De type 1 stekker en stekkerhouder hebben deze faciliteiten niet. Sommige stekker fabrikanten hebben daarom een mechanische vergrendelingsmogelijkheid op de type 1 stekker aangebracht. Bij de Dousida type 1 stekker is dit een klein gaatje boven de knop. Indien een hangslot of staalkabeltje door dit gaatje gestoken wordt, kan de knop niet meer ingedrukt worden en zal de stekker niet verwijderd kunnen worden.
​
Aarding
De laadkabel heeft een geleider (ader) voor het maken van een aardingscontact tussen auto en laadpunt. Deze is aangeduid met PE, wat staat voor Protective Earth. De aardingsfunctie van de kabel is een zeer belangrijke veiligheidsmaatregel. Bij fouten of storingen in de auto, de laadkabel of het laadpunt, zal door deze geleider de aardlekschakelaar de spanning afschakelen.
​
Stroomgeleiding
De belangrijkste functie van de kabel is het geleiden van stroom naar de auto. Hiervoor zijn bij een type 1 kabel twee geleiders aanwezig: een neutraal en een fase ader, respectievelijk aangeduid met N en L1.
Een type 2 stekker heeft tot wel 4 geleiders. Dit is de neutraal en tot 3 fasen (L1,L2,L3).
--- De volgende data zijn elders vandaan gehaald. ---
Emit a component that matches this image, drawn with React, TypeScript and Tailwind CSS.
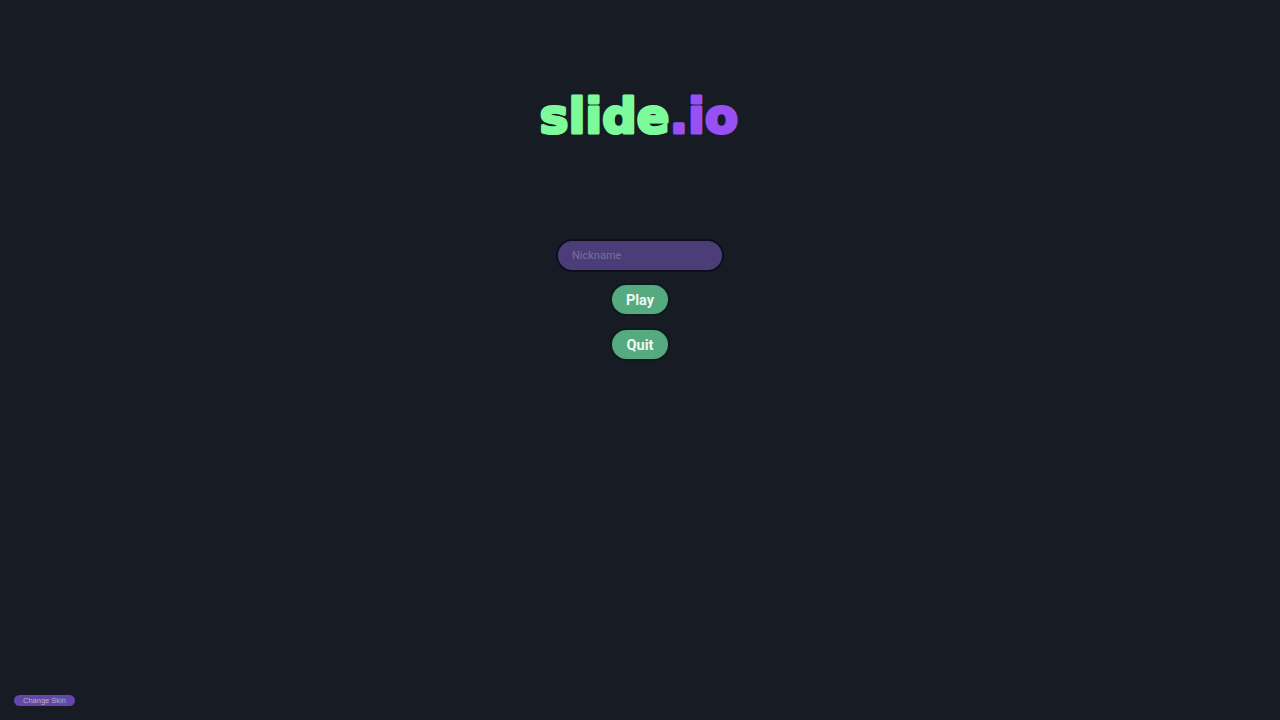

Dit laat ook direct het belangrijkste verschil tussen een type 1 en type 2 stekker zien: De type 2 kan de auto met 3 fasen opladen wat de capaciteit drievoudig maakt ten opzichte van een type 1.
Bij een type 2 kabel die geleverd wordt bij een nieuwe auto zijn niet altijd alle fase-aders binnen in de kabel aangebracht, doch alleen de fase-aders die behoren bij de uitvoering van de omvormer in de auto. Dit omdat overbodige aders, de kabel onnodig stugger, zwaarder en duurder maken. Dit is aan de buitenkant van de kabel en aan de stekker te zien; De regels schrijven voor dat in een type 2 stekker, de contacten van niet aanwezige aders niet aanwezig mogen zijn. In de stekker kijken laat dus zien of het een 1, 2 of 3 fasen kabel betreft.